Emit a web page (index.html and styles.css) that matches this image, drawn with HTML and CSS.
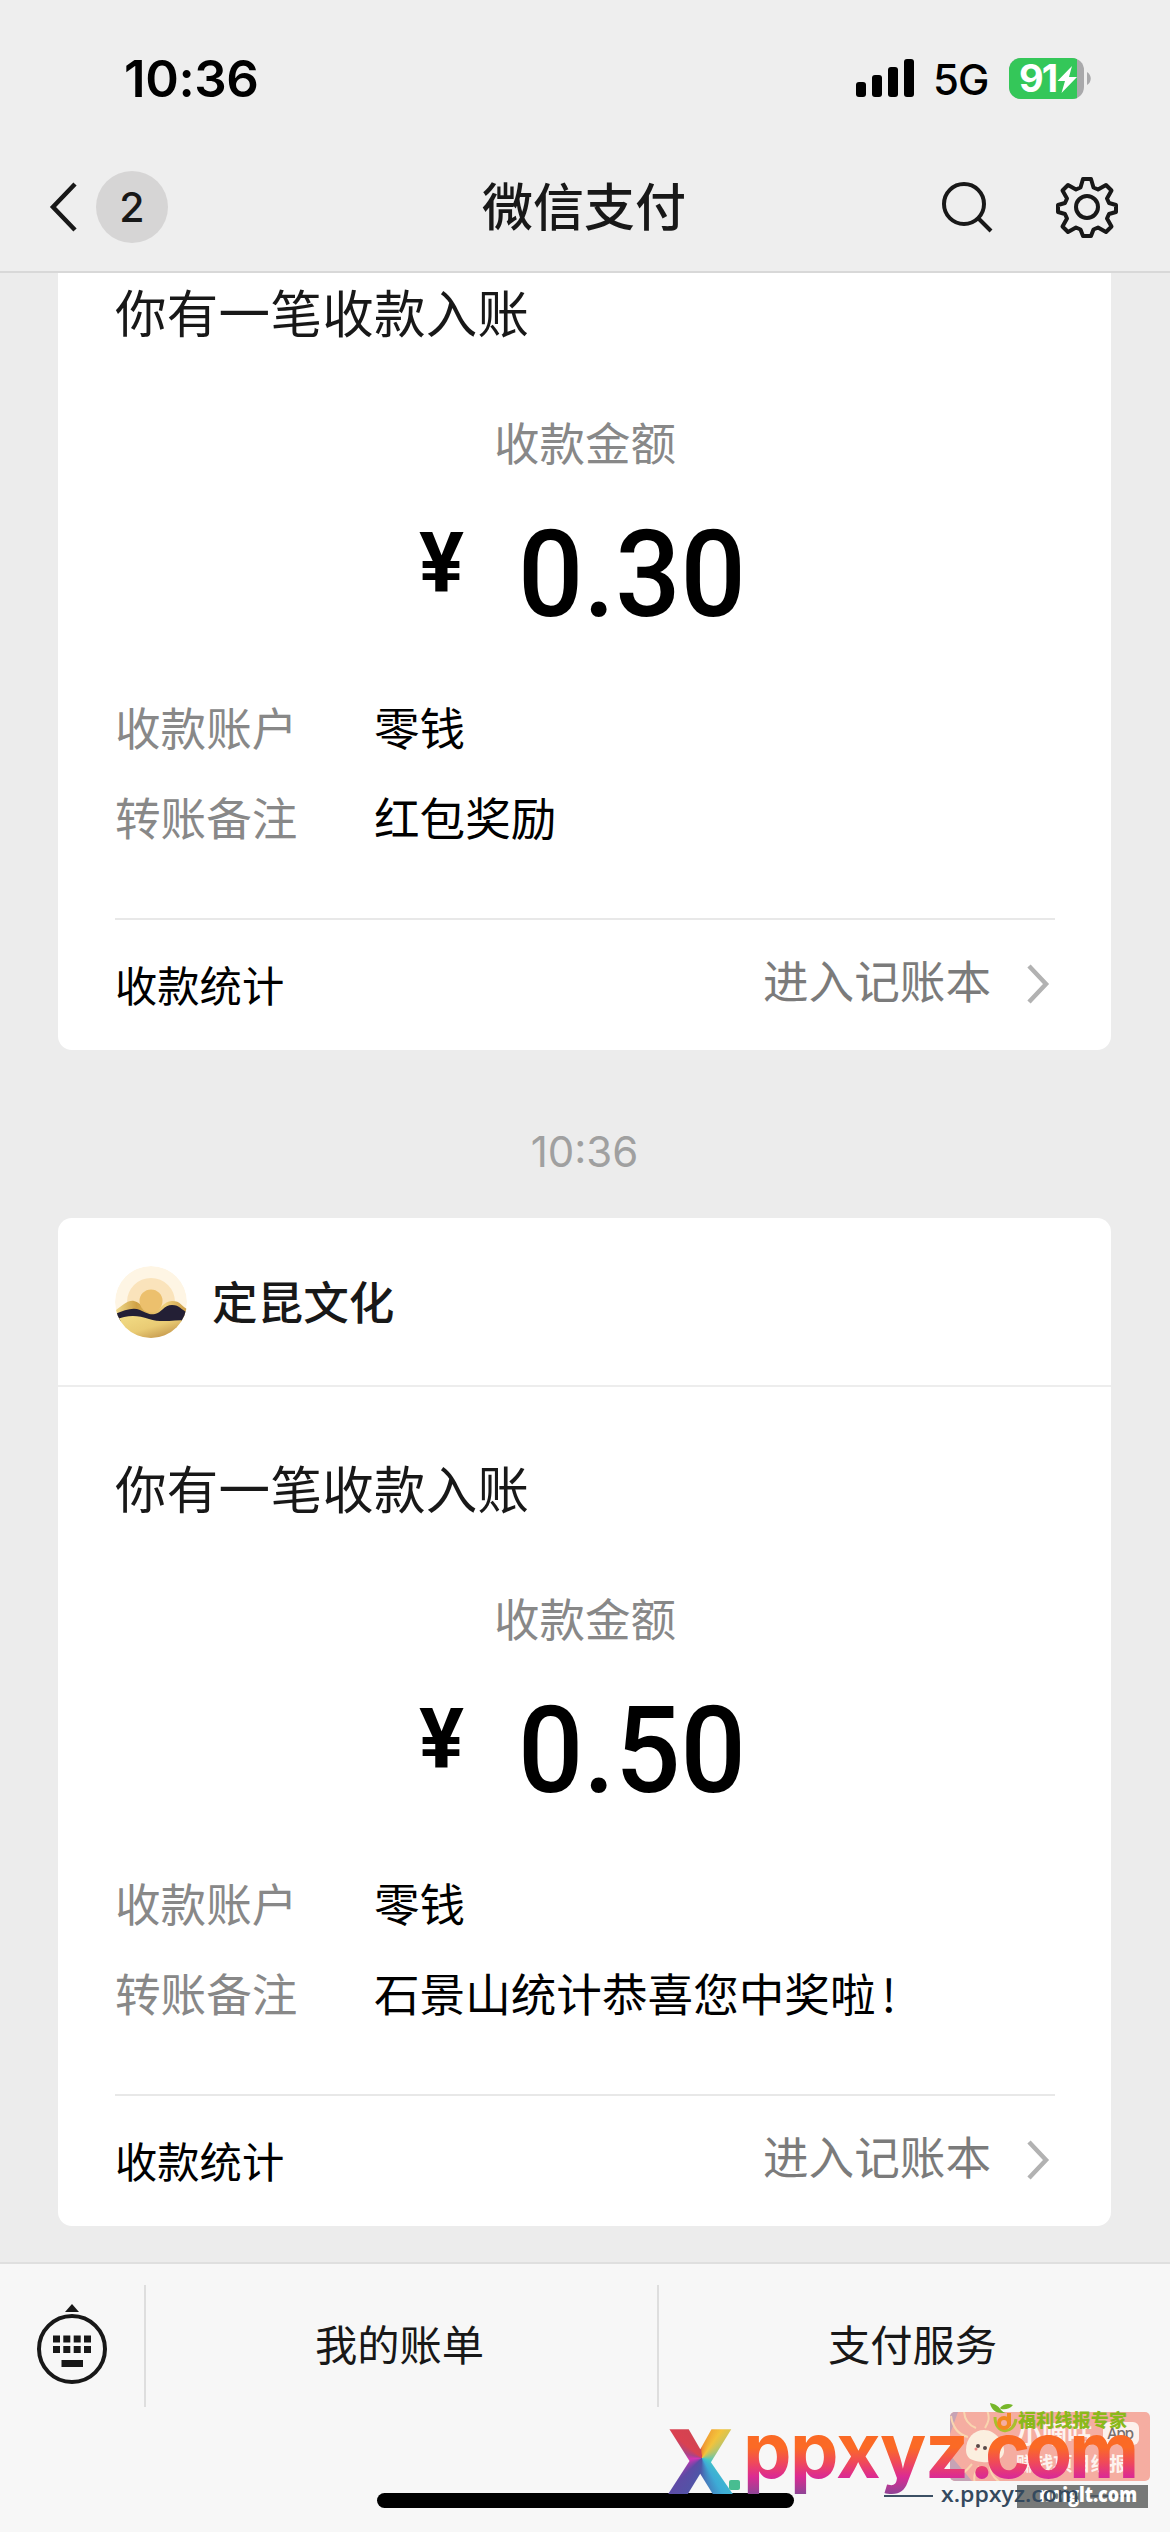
FILE: index.html
```html
<!DOCTYPE html>
<html lang="zh-CN">
<head>
<meta charset="utf-8">
<title>微信支付</title>
<link rel="stylesheet" href="styles.css">
</head>
<body>
<div class="screen">
  <header class="top">
    <div class="status">
      <span class="clock">10:36</span>
      <div class="status-right">
        <svg class="signal" viewBox="0 0 59 38"><rect y="23" width="10" height="15" rx="3"/><rect x="16" y="16" width="10" height="22" rx="3"/><rect x="32" y="8" width="10" height="30" rx="3"/><rect x="48" width="10" height="38" rx="3"/></svg>
        <span class="network">5G</span>
        <svg class="battery" viewBox="0 0 83 41">
          <clipPath id="cell"><rect width="75" height="41" rx="12"/></clipPath>
          <g clip-path="url(#cell)"><rect width="75" height="41" fill="#a9a9ab"/><rect width="68" height="41" fill="#34c759"/></g>
          <path d="M78 14c5 3 5 10 0 13z" fill="#a9a9ab"/>
          <text x="10" y="34" class="level">91</text>
          <path d="M63 8 48.500 23h7.500l-3.500 12L68 19h-8z" fill="#fff"/>
        </svg>
      </div>
    </div>
    <nav class="nav">
      <div class="nav-side">
        <svg class="back" viewBox="0 0 30 52"><path d="M26 3 4 26l22 23"/></svg>
        <span class="badge">2</span>
      </div>
      <h1 class="nav-title">微信支付</h1>
      <div class="nav-side nav-actions">
        <svg class="search" viewBox="0 0 54 54"><circle cx="23" cy="24" r="20"/><path d="M37.500 38.500 50 51"/></svg>
        <svg class="gear" viewBox="-32 -32 64 64"><circle r="11"/><path d="M-4-28h8l2.500 8.500 4.500 2 8-4.500 5.500 5.500-4.500 8 2 4.500 7 2v7l-7 2-2 4.500 4.500 8-5.500 5.500-8-4.500-4.500 2-2.500 6.500h-8l-2.500-6.500-4.500-2-8 4.500-5.500-5.500 4.500-8-2-4.500-7-2v-7l7-2 2-4.500-4.500-8 5.500-5.500 8 4.500 4.500-2z"/></svg>
      </div>
    </nav>
  </header>

  <main class="chat">
    <article class="card card-cut">
      <div class="card-body">
        <h2 class="card-title">你有一笔收款入账</h2>
        <p class="caption">收款金额</p>
        <p class="amount"><span class="yen">¥</span><span class="sum">0.30</span></p>
        <dl class="details">
          <dt>收款账户</dt><dd>零钱</dd>
          <dt>转账备注</dt><dd>红包奖励</dd>
        </dl>
        <div class="card-foot">
          <span>收款统计</span>
          <span class="ledger">进入记账本<svg class="chevron" viewBox="0 0 24 42"><path d="m3 3 17 18L3 39"/></svg></span>
        </div>
      </div>
    </article>

    <time class="stamp">10:36</time>

    <article class="card">
      <div class="merchant">
        <svg class="logo" viewBox="0 0 72 72">
          <defs>
            <linearGradient id="sand" x1="0" y1="0" x2="1" y2="1"><stop offset="0" stop-color="#f3dd86"/><stop offset=".5" stop-color="#e9cb74"/><stop offset="1" stop-color="#b4803a"/></linearGradient>
            <linearGradient id="ridge"><stop offset="0" stop-color="#f0dc90"/><stop offset=".3" stop-color="#d0a145"/><stop offset=".7" stop-color="#efd07c"/><stop offset="1" stop-color="#c99a45"/></linearGradient>
            <clipPath id="disc"><circle cx="36" cy="36" r="36"/></clipPath>
          </defs>
          <g clip-path="url(#disc)">
            <circle cx="36" cy="36" r="36" fill="#fef5e4"/>
            <circle cx="36" cy="36" r="24" fill="#fae3bb"/>
            <path d="M0 45C8 39 13 34 19 35s10 9 18 10 11-10 20-10 9 5 15 8v13H0z" fill="url(#ridge)"/>
            <circle cx="36" cy="35" r="11.500" fill="#ecc06d"/>
            <path d="M0 48c10-4 18-7 25-4s9 5 15 4 9-9 17-9 9 5 15 7v9H0z" fill="#231f35"/>
            <path d="M0 54c12-5 22-5 34-1s24 1 38 1v18H0z" fill="url(#sand)"/>
          </g>
        </svg>
        <span class="merchant-name">定昆文化</span>
      </div>
      <div class="card-body">
        <h2 class="card-title">你有一笔收款入账</h2>
        <p class="caption">收款金额</p>
        <p class="amount"><span class="yen">¥</span><span class="sum">0.50</span></p>
        <dl class="details">
          <dt>收款账户</dt><dd>零钱</dd>
          <dt>转账备注</dt><dd>石景山统计恭喜您中奖啦<span class="bang">!</span></dd>
        </dl>
        <div class="card-foot">
          <span>收款统计</span>
          <span class="ledger">进入记账本<svg class="chevron" viewBox="0 0 24 42"><path d="m3 3 17 18L3 39"/></svg></span>
        </div>
      </div>
    </article>
  </main>

  <footer class="bottom">
    <div class="menu">
      <div class="keys">
        <svg class="keyboard" viewBox="0 0 72 84"><path d="m29 10 7-8 7 8z"/><circle cx="36" cy="47" r="33"/><path d="M17 33.500h7v7h-7zm10.300 0h7v7h-7zm10.400 0h7v7h-7zm10.300 0h7v7h-7zM17 44h7v7h-7zm10.300 0h7v7h-7zm10.400 0h7v7h-7zm10.300 0h7v7h-7zM25.500 58h21.500v7H25.500z"/></svg>
      </div>
      <span class="menu-item">我的账单</span>
      <span class="menu-item">支付服务</span>
    </div>
    <div class="home"></div>
  </footer>

  <svg class="watermark" viewBox="660 2395 510 125">
    <defs>
      <linearGradient id="sunset" gradientUnits="userSpaceOnUse" x1="0" y1="2436" x2="0" y2="2494"><stop offset=".2" stop-color="#fb6a25"/><stop offset=".45" stop-color="#f04a58"/><stop offset=".7" stop-color="#dc2b92"/><stop offset="1" stop-color="#8f4596"/></linearGradient>
      <clipPath id="panel"><rect x="950" y="2412" width="200" height="69" rx="5"/></clipPath>
    </defs>
    <g clip-path="url(#panel)">
      <rect x="950" y="2412" width="200" height="69" fill="#f5ada1"/>
      <path d="M950 2412h8l-8 22zM950 2455l22 26h-22z" fill="#c6a3b5"/>
      <path d="M951 2416c2 14 9 19 17 21M964 2410c0 12 7 16 12 18M986 2408c5 10 2 15-1 20M953 2476c9 0 14-6 19-12M975 2484c-2-8 0-12 4-18M1001 2483c-9-6-11-11-11-20" fill="none" stroke="#f9d6b0" stroke-width="2"/>
      <path d="M966 2450c0-12 8-20 18-20 12 0 21 14 20 22s-11 11-22 10-16-4-16-12z" fill="#fbefdf"/>
      <circle cx="978" cy="2446" r="2" fill="#5a4a48"/><circle cx="985" cy="2448" r="2" fill="#5a4a48"/>
      <circle cx="976" cy="2449" r="1.500" fill="#f08a86"/>
    </g>
    <text x="1017" y="2443" textLength="75" class="wm-cjk" font-size="25">小嘀咕</text>
    <rect x="1103" y="2422" width="36" height="23" rx="6" fill="#fdf1ec"/>
    <text x="1107" y="2439" textLength="27" class="wm-app">App</text>
    <text x="1016" y="2471" textLength="112" class="wm-cjk" font-size="19">赚钱项目线报</text>
    <path d="M1006 2413c-6-1-5-8-16-10 1 6 5 10 12 10zM1000 2408c3-4 8-5 13-3-3 4-8 5-12 4z" fill="#76b72a"/>
    <path d="M995 2417c0 18 19 18 21 2" fill="none" stroke="#a9bf2c" stroke-width="3"/>
    <circle cx="1004" cy="2423" r="5" fill="none" stroke="#f28a20" stroke-width="4"/><path d="M1009 2413v13" stroke="#f28a20" stroke-width="4"/>
    <text x="1018" y="2427" textLength="109" class="wm-green">福利线报专家</text>
    <path d="M884 2496h49" stroke="#3c5064" stroke-width="2"/>
    <rect x="1017" y="2485" width="131" height="23" fill="#777978"/>
    <path d="M1086 2496h50" stroke="#4d5860" stroke-width="2"/>
    <text x="1039" y="2502" textLength="98" lengthAdjust="spacingAndGlyphs" class="wm-small wm-white">noiglt.com</text>
    <text x="941" y="2502" textLength="138" lengthAdjust="spacingAndGlyphs" class="wm-small">x.ppxyz.com</text>
    <text x="743 790 836 880 925 969 985 1025 1069" y="2478" class="wm-large">ppxyz.com</text>
    <foreignObject x="660" y="2414" width="75" height="90"><div class="wm-x">X</div></foreignObject>
    <rect x="729" y="2480" width="11" height="10" rx="2" fill="#48bd91"/>
  </svg>
</div>
</body>
</html>
```
FILE: styles.css
```css
* { box-sizing: border-box; margin: 0; padding: 0; }
body { background: #ececec; font-family: Inter, "Noto Sans CJK SC", sans-serif; color: #000; }
.screen { position: relative; width: 1170px; height: 2532px; overflow: hidden; display: flex; flex-direction: column; }
svg { display: block; flex: none; }
.top { height: 273px; flex: none; background: #eeeeee; border-bottom: 2px solid #d8d8d8; }
.status { height: 141px; padding: 15px 78px 0 124px; display: flex; align-items: center; justify-content: space-between; }
.clock { font-size: 51px; font-weight: 600; letter-spacing: -.4px; }
.status-right { display: flex; align-items: center; }
.signal { width: 59px; height: 38px; margin-right: 18px; }
.network { font-size: 42px; font-weight: 500; width: 57px; margin-right: 19px; letter-spacing: -1px; padding-top: 2px; }
.battery { width: 83px; height: 41px; }
.level { font: 700 38px Inter, sans-serif; fill: #fff; letter-spacing: -2px; }
.nav { height: 132px; display: flex; align-items: center; justify-content: space-between; padding: 0 51px 0 49px; }
.nav-side { width: 210px; display: flex; align-items: center; }
.nav-actions { justify-content: flex-end; }
.back { width: 30px; height: 52px; margin-right: 17px; fill: none; stroke: #181818; stroke-width: 4.500px; }
.badge { width: 72px; height: 72px; border-radius: 50%; background: #d6d5d5; color: #181818; font-size: 41px; font-weight: 500; line-height: 72px; text-align: center; }
.nav-title { font-size: 51px; font-weight: 500; color: #181818; line-height: 74px; padding-top: 2px; }
.search { width: 54px; height: 54px; margin-right: 60px; fill: none; stroke: #181818; stroke-width: 4px; }
.gear { width: 64px; height: 64px; fill: none; stroke: #181818; stroke-width: 4px; stroke-linejoin: round; }
.chat { height: 1989px; flex: none; padding: 0 59px 0 58px; overflow: hidden; }
.card { background: #fff; border-radius: 14px; }
.card-cut { border-radius: 0 0 14px 14px; height: 777px; }
.card-cut .card-body { padding-top: 3px; }
.card-body { padding: 65px 56px 0 57px; }
.card-title { font-size: 51.500px; letter-spacing: .3px; line-height: 76px; font-weight: 400; color: #181818; }
.caption { font-size: 45.500px; line-height: 66px; color: #888; text-align: center; margin-top: 60px; }
.amount { display: flex; justify-content: center; align-items: flex-start; height: 142px; margin-top: 26px; padding-right: 4px; font-family: Roboto, sans-serif; font-weight: 500; }
.yen { font-size: 84px; line-height: 98px; margin: 11px 48px 0 5px; font-weight: 700; }
.sum { font-size: 121px; line-height: 142px; transform: scaleX(.95); }
.details { display: grid; grid-template-columns: 259px 1fr; row-gap: 24px; font-size: 45.600px; line-height: 66px; margin-top: 51px; }
.details dt { color: #888; }
.bang { font-family: "Noto Sans CJK SC", sans-serif; padding-left: 6px; line-height: 1px; }
.card-foot { display: flex; align-items: center; justify-content: space-between; border-top: 2px solid #e8e8e8; margin-top: 65px; height: 130px; font-size: 42.300px; padding-bottom: 2px; }
.ledger { display: flex; align-items: center; font-size: 45.600px; color: #7b7b7b; line-height: 62px; }
.chevron { width: 24px; height: 42px; margin: 2px 5px 0 35px; fill: none; stroke: #b2b2b2; stroke-width: 4.500px; }
.stamp { display: block; height: 168px; padding-top: 76px; line-height: 51px; text-align: center; font-size: 42px; color: #a0a0a0; }
.card:last-child { height: 1008px; }
.merchant { display: flex; align-items: center; height: 169px; padding-left: 57px; border-bottom: 2px solid #ededed; font-size: 45.600px; font-weight: 500; color: #181818; }
.merchant-name { padding-bottom: 4px; }
.logo { width: 72px; height: 72px; margin-right: 25px; }
.bottom { flex: 1; background: #f7f7f7; border-top: 2px solid #dfdfdf; display: flex; flex-direction: column; }
.menu { display: flex; padding-top: 21px; }
.keys { width: 144px; height: 122px; display: flex; justify-content: center; align-items: flex-start; padding-top: 17px; }
.keyboard { width: 72px; height: 84px; fill: #181818; }
.keyboard circle { fill: none; stroke: #181818; stroke-width: 4px; }
.menu-item { flex: 1; height: 122px; line-height: 122px; border-left: 2px solid #dedede; padding-right: 4px; text-align: center; color: #181818; font-size: 42.300px; }
.home { width: 417px; height: 15px; border-radius: 8px; background: #000; margin: 86px 0 0 377px; }
.watermark { position: absolute; left: 660px; top: 2395px; width: 510px; height: 125px; }
.wm-cjk { font-family: "Noto Sans CJK SC", sans-serif; font-weight: 700; fill: #fdf3ef; }
.wm-app { font: 500 15px Inter, sans-serif; fill: #77706f; }
.wm-green { font: 900 18px "Noto Sans CJK SC", sans-serif; fill: #8ab91b; }
.wm-small { font: 600 21px "Open Sans", sans-serif; fill: #34495e; }
.wm-white { fill: #fff; font-weight: 800; }
.wm-large { font: 700 77px Inter, sans-serif; fill: url(#sunset); }
.wm-x { width: 75px; height: 90px; font: 800 90px/90px "Open Sans", sans-serif; padding-left: 8px; color: transparent; background: conic-gradient(from 0deg at 42px 44px, #ee8d2f, #f3c33b 35deg, #43c7c8 110deg, #3dabd6 150deg, #4c58a8 185deg, #5d4ba5 225deg, #d633b5 265deg, #a94488 285deg, #da4150 310deg, #cf4450 350deg, #ee8d2f); background-clip: text; -webkit-background-clip: text; }
```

──────────

§ **Given problem**
Reproduce each line of the material containing the word "styles".

§ **Response to the task**
Emit a web page (index.html and styles.css) that matches this image, drawn with HTML and CSS.
<link rel="stylesheet" href="styles.css">
FILE: styles.css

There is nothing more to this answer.